- **PROBLEM STATEMENT**: For each line below that includes the word "index", make a copy.

- **COLLECTED DATA**:
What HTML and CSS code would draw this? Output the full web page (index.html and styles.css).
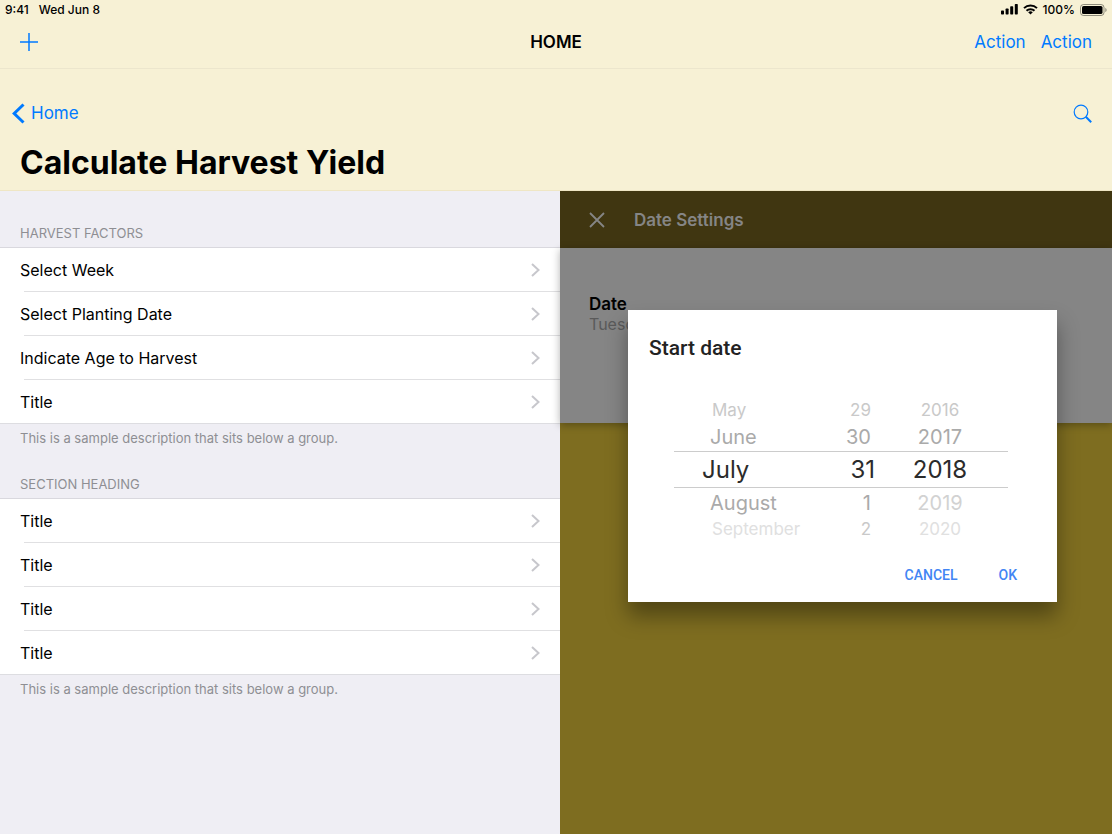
FILE: index.html
```html
<!DOCTYPE html>
<html lang="en">
<head>
<meta charset="utf-8">
<meta name="viewport" content="width=device-width, initial-scale=1">
<title>Calculate Harvest Yield</title>
<link rel="stylesheet" href="styles.css">
</head>
<body>
<svg class="sprite" aria-hidden="true">
  <symbol id="chevron" viewBox="0 0 9 14"><path d="M1 1l6.5 6L1 13" fill="none" stroke="#c7c7cc" stroke-width="2"/></symbol>
</svg>
<div class="screen">
  <header class="top">
    <div class="status">
      <div class="status-group"><span>9:41</span><span>Wed Jun 8</span></div>
      <div class="status-icons">
        <svg width="17" height="11" viewBox="0 0 17 11" aria-hidden="true"><rect x="0" y="6.5" width="3" height="4" rx=".7"/><rect x="4.6" y="4.5" width="3" height="6" rx=".7"/><rect x="9.2" y="2.3" width="3" height="8.2" rx=".7"/><rect x="13.8" y="0" width="3" height="10.5" rx=".7"/></svg>
        <svg width="15" height="11" viewBox="0 0 15 11" aria-hidden="true"><g fill="none" stroke="#000" stroke-width="2"><path d="M1 4.1a9.3 9.3 0 0 1 13 0"/><path d="M3.5 6.8a5.7 5.7 0 0 1 8 0"/></g><path d="M7.5 10.6L5.2 8.3a3.3 3.3 0 0 1 4.6 0z"/></svg>
        <span>100%</span>
        <svg width="27" height="12" viewBox="0 0 27 12" aria-hidden="true"><rect x=".5" y=".5" width="23.5" height="11" rx="3" fill="none" stroke="#000" stroke-opacity=".42"/><rect x="2" y="2" width="20.5" height="8" rx="1.6"/><path d="M25.3 4v4c.8-.3 1.3-1.1 1.3-2s-.5-1.700-1.300-2z" fill-opacity=".42"/></svg>
      </div>
    </div>
    <nav class="bar">
      <div class="bar-side"><button class="link" aria-label="Add"><svg width="18" height="18" viewBox="0 0 18 18"><path d="M9 0v18M0 9h18" stroke="#007aff" stroke-width="1.5"/></svg></button></div>
      <div class="bar-title">HOME</div>
      <div class="bar-side bar-end"><button class="link">Action</button><button class="link">Action</button></div>
    </nav>
    <nav class="back-row">
      <a class="link back" href="#"><svg width="13" height="21" viewBox="0 0 13 21" aria-hidden="true"><path d="M11.500 1.500L2.200 10.500l9.300 9" fill="none" stroke="#007aff" stroke-width="3"/></svg>Home</a>
      <button class="link" aria-label="Search"><svg width="19" height="19" viewBox="0 0 19 19"><circle cx="8" cy="8" r="6.800" fill="none" stroke="#007aff" stroke-width="1.200"/><path d="M12.800 12.800l5.400 5.400" stroke="#007aff" stroke-width="2"/></svg></button>
    </nav>
    <h1 class="title">Calculate Harvest Yield</h1>
  </header>
  <main class="split">
    <section class="list-pane">
      <h2 class="heading">HARVEST FACTORS</h2>
      <ul class="group">
        <li><button class="row">Select Week<svg class="chev"><use href="#chevron"/></svg></button></li>
        <li><button class="row">Select Planting Date<svg class="chev"><use href="#chevron"/></svg></button></li>
        <li><button class="row">Indicate Age to Harvest<svg class="chev"><use href="#chevron"/></svg></button></li>
        <li><button class="row">Title<svg class="chev"><use href="#chevron"/></svg></button></li>
      </ul>
      <p class="note">This is a sample description that sits below a group.</p>
      <h2 class="heading">SECTION HEADING</h2>
      <ul class="group">
        <li><button class="row">Title<svg class="chev"><use href="#chevron"/></svg></button></li>
        <li><button class="row">Title<svg class="chev"><use href="#chevron"/></svg></button></li>
        <li><button class="row">Title<svg class="chev"><use href="#chevron"/></svg></button></li>
        <li><button class="row">Title<svg class="chev"><use href="#chevron"/></svg></button></li>
      </ul>
      <p class="note">This is a sample description that sits below a group.</p>
    </section>
    <section class="detail">
      <header class="detail-bar">
        <button class="close" aria-label="Close"><svg width="16" height="16" viewBox="0 0 16 16"><path d="M1 1l14 14M15 1L1 15" stroke="#858585" stroke-width="1.800"/></svg></button>
        <h2 class="detail-title">Date Settings</h2>
      </header>
      <div class="card">
        <div class="card-label">Date</div>
        <div class="card-value">Tuesday</div>
      </div>
      <div class="dialog" role="dialog" aria-labelledby="dialog-title">
        <h2 class="dialog-title" id="dialog-title">Start date</h2>
        <div class="picker">
          <ul class="wheel">
            <li class="far">May</li><li class="near">June</li><li class="current">July</li><li class="near">August</li><li class="far low">September</li>
          </ul>
          <ul class="wheel day">
            <li class="far">29</li><li class="near">30</li><li class="current">31</li><li class="near">1</li><li class="far">2</li>
          </ul>
          <ul class="wheel year">
            <li class="far">2016</li><li class="near">2017</li><li class="current">2018</li><li class="near faded">2019</li><li class="far low">2020</li>
          </ul>
        </div>
        <div class="dialog-actions"><button class="text-button">CANCEL</button><button class="text-button">OK</button></div>
      </div>
    </section>
  </main>
</div>
</body>
</html>
```
FILE: styles.css
```css
* { box-sizing: border-box; }
body { margin: 0; font-family: Inter, "Liberation Sans", sans-serif; font-size: 16px; color: #000; }
button { border: 0; padding: 0; background: none; font: inherit; color: inherit; cursor: pointer; }
h1, h2, p, ul { margin: 0; padding: 0; }
ul { list-style: none; }
svg { display: block; flex: none; }
.sprite { position: absolute; width: 0; height: 0; }
.screen { min-height: 100vh; display: flex; flex-direction: column; }

.top { background: #f7f1d5; border-bottom: 1px solid #efe6c4; }
.status { display: flex; justify-content: space-between; align-items: center; height: 20px; padding: 0 5px 1px; font-size: 12px; font-weight: 500; }
.status-group { display: flex; gap: 10px; }
.status-icons { display: flex; align-items: center; gap: 5px; }
.bar { display: grid; grid-template-columns: 1fr auto 1fr; align-items: center; height: 49px; padding: 0 20px 4px; border-bottom: 1px solid #ece6cd; font-size: 17px; }
.bar-side { display: flex; align-items: center; gap: 15px; }
.bar-end { justify-content: flex-end; }
.bar-title { font-size: 17px; font-weight: 600; }
.link { color: #007aff; text-decoration: none; }
.back-row { display: flex; align-items: center; justify-content: space-between; height: 44px; margin-top: 22px; padding: 0 20px 0 12px; font-size: 17px; }
.back { display: flex; align-items: center; gap: 6px; }
.title { padding: 8px 20px 7px; font-size: 32px; line-height: 40px; font-weight: 700; }

.split { flex: 1; display: grid; grid-template-columns: 560fr 552fr; }
.list-pane { background: #efeef4; padding-top: 32px; }
.heading { padding: 0 20px 4px; font-size: 13px; line-height: 20px; font-weight: 400; color: #8e8e93; }
.group { background: #fff; border-top: 1px solid #d9d8de; border-bottom: 1px solid #dddde1; }
.group li { padding-left: 20px; }
.group li + li { margin-left: 24px; padding-left: 0; border-top: 1px solid #e0e0e2; }
.group li + li .row { margin-left: -4px; width: calc(100% + 4px); }
.row { display: flex; align-items: center; justify-content: space-between; width: 100%; height: 43px; padding-right: 20px; text-align: left; }
.chev { width: 9px; height: 14px; }
.note { padding: 4px 20px 26px; font-size: 13px; line-height: 20px; color: #8e8e93; }

.detail { position: relative; background: #7e6d20; }
.detail-bar { display: flex; align-items: center; gap: 29px; height: 57px; padding: 0 29px; background: #403611; color: #858585; }
.detail-title { font-size: 17px; font-weight: 600; }
.card { height: 175px; padding: 46px 29px; background: #858585; box-shadow: 0 2px 8px rgba(0, 0, 0, .3); line-height: 20px; }
.card-label { font-size: 17px; font-weight: 600; }
.card-value { color: #5a5a5a; }

.dialog { position: absolute; top: 119px; left: 68px; width: 429px; padding: 24px 21px 10px; background: #fff; color: #222; box-shadow: 0 14px 20px rgba(0, 0, 0, .36); font-family: Roboto, sans-serif; }
.dialog-title { font-size: 21px; line-height: 28px; font-weight: 500; }
.picker { display: grid; grid-template-columns: 150px 51px 133px; margin: 36px 25px 0; font-family: Inter, "Liberation Sans", sans-serif; }
.wheel li { display: flex; align-items: center; }
.wheel .far { height: 24px; padding-left: 38px; font-size: 17px; color: #c9c9c9; }
.wheel .near { height: 29px; padding-left: 36px; font-size: 20px; color: #aaa; }
.wheel .current { height: 37px; padding-left: 28px; border: solid #ccc; border-width: 1px 0; font-size: 24px; color: #2b2b2b; }
.wheel .low { color: #e0e0e0; }
.wheel .faded { color: #d2d2d2; }
.wheel.day li { justify-content: flex-end; padding: 0 4px 0 0; }
.wheel.day .current { padding: 0; }
.wheel.year li { justify-content: center; padding: 0 3px 0 0; }
.dialog-actions { display: flex; justify-content: flex-end; gap: 41px; margin-top: 17px; padding-right: 19px; font-size: 14px; font-weight: 500; color: #4285f4; }
.text-button { height: 34px; }
```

- **TASK RESPONSE**:
What HTML and CSS code would draw this? Output the full web page (index.html and styles.css).
FILE: index.html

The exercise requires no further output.